Who Should Use Vaultiyo
Vaultiyo is designed for creators whose work is visual, multimedia, or lifestyle driven. Fitness instructors, photographers, travel creators, fashion personalities, beauty creators, wellness coaches, and artists will find the platform better suited to the way they produce and share content. The combination of daily payouts, multiple monetisation streams, automated content protection, and visual discovery pages creates an environment built for this generation of independent creator.
If you are already on Substack and finding the monthly payouts or limited monetisation options frustrating, it is worth exploring whether switching to Vaultiyo makes financial sense for your specific audience and content type.
Key Takeaways
- Both platforms take 10% but Vaultiyo includes protection and payout tools Substack does not offer
- Vaultiyo pays daily with no minimum; Substack pays monthly
- Substack is built for writing and newsletters; Vaultiyo supports all visual and multimedia content types
- Vaultiyo offers pay per view, tipping, and product sales alongside subscriptions
- Automated DMCA and watermarking are included on Vaultiyo at no extra cost
Frequently Asked Questions
Does Substack offer daily payouts?
No.
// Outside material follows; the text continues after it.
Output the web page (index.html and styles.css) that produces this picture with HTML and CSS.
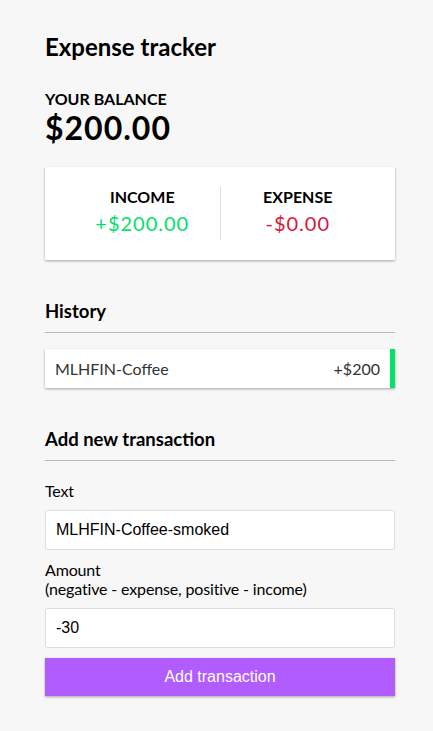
FILE: index.html
```html
<!DOCTYPE html>
<html lang="en">
<head>
<meta charset="UTF-8">
<title>Expense Tracker</title>
<link rel="stylesheet" href="styles.css">
</head>
<body>
<div class="container">
  <h2 class="title">Expense tracker</h2>
  <h4 class="balance-label">Your Balance</h4>
  <h1 class="balance">$200.00</h1>

  <div class="inc-exp-container">
    <div class="inc-exp">
      <h4>Income</h4>
      <p class="money plus">+$200.00</p>
    </div>
    <div class="inc-exp">
      <h4>Expense</h4>
      <p class="money minus">-$0.00</p>
    </div>
  </div>

  <h3 class="section-title">History</h3>
  <ul class="list">
    <li class="plus">MLHFIN-Coffee <span>+$200</span></li>
  </ul>

  <h3 class="section-title">Add new transaction</h3>
  <form class="form">
    <div class="form-control">
      <label class="label" for="text">Text</label>
      <input class="input" type="text" id="text" value="MLHFIN-Coffee-smoked">
    </div>
    <div class="form-control">
      <label class="label" for="amount">Amount <br>(negative - expense, positive - income)</label>
      <input class="input" type="text" id="amount" value="-30">
    </div>
    <button class="btn" type="button">Add transaction</button>
  </form>
</div>
</body>
</html>
```
FILE: styles.css
```css
* {
  box-sizing: border-box;
}

body {
  background-color: #f7f7f7;
  margin: 0;
  font-family: Lato, "Open Sans", sans-serif;
  color: #000;
}

.container {
  width: 350px;
  margin: 0 0 0 45px;
  padding-top: 32px;
}

.title {
  font-size: 24px;
  margin: 0 0 28px;
}

.balance-label {
  margin: 0;
  font-size: 16px;
  text-transform: uppercase;
}

.balance {
  font-size: 32px;
  letter-spacing: 1px;
  margin: 0;
}

.inc-exp-container {
  background-color: #fff;
  box-shadow: 0 1px 3px rgba(0, 0, 0, 0.12), 0 1px 2px rgba(0, 0, 0, 0.24);
  padding: 20px;
  display: flex;
  justify-content: space-between;
  margin: 20px 0 19px;
}

.inc-exp {
  flex: 1;
  text-align: center;
}

.inc-exp:first-of-type {
  border-right: 1px solid #dedede;
}

.inc-exp h4 {
  margin: 0;
  font-size: 16px;
  text-transform: uppercase;
}

.money {
  font-size: 20px;
  letter-spacing: 1px;
  margin: 5px 0;
}

.money.plus {
  color: #05e06a;
}

.money.minus {
  color: #dc143c;
}

.section-title {
  font-size: 18.5px;
  border-bottom: 1px solid #bbb;
  padding-bottom: 10px;
  margin: 40px 0 10px;
}

.list {
  list-style-type: none;
  padding: 0;
  margin: 0 0 39px;
}

.list li {
  background-color: #fff;
  box-shadow: 0 1px 3px rgba(0, 0, 0, 0.12), 0 1px 2px rgba(0, 0, 0, 0.24);
  color: #333;
  display: flex;
  justify-content: space-between;
  padding: 10px;
  margin: 16px 0 10px;
  font-size: 16px;
}

.list li.plus {
  border-right: 5px solid #05e06a;
}

.form {
  margin: 0;
}

.label {
  display: inline-block;
  margin: 10px 0;
  font-size: 16px;
  letter-spacing: -0.15px;
}

.input {
  border: 1px solid #dedede;
  border-radius: 2px;
  display: block;
  font-family: "Liberation Sans", Arial, sans-serif;
  font-size: 16px;
  padding: 10px;
  width: 100%;
  background: #fff;
  color: #000;
}

.btn {
  cursor: pointer;
  background-color: #b15cff;
  box-shadow: 0 1px 3px rgba(0, 0, 0, 0.12), 0 1px 2px rgba(0, 0, 0, 0.24);
  color: #fff;
  border: 0;
  display: block;
  font-family: "Liberation Sans", Arial, sans-serif;
  font-size: 16px;
  margin: 10px 0 30px;
  padding: 10px;
  width: 100%;
}
```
Substack pays out on a monthly basis. Vaultiyo offers daily payouts with no minimum threshold, so you can access your earnings the next day.
What commission does Substack take?
Substack takes 10% of subscription revenue, the same headline rate as Vaultiyo. However Vaultiyo includes content protection, watermarking, and Verified Direct messaging at no extra charge.
Can I share photos and videos on Substack?
Substack is primarily a newsletter and writing platform. Vaultiyo is built for multimedia creators including fitness, travel, photography, fashion, and lifestyle content.
Which platform has better content protection?
Vaultiyo includes automated DMCA takedown tools and content watermarking on every plan. Substack does not offer these features natively.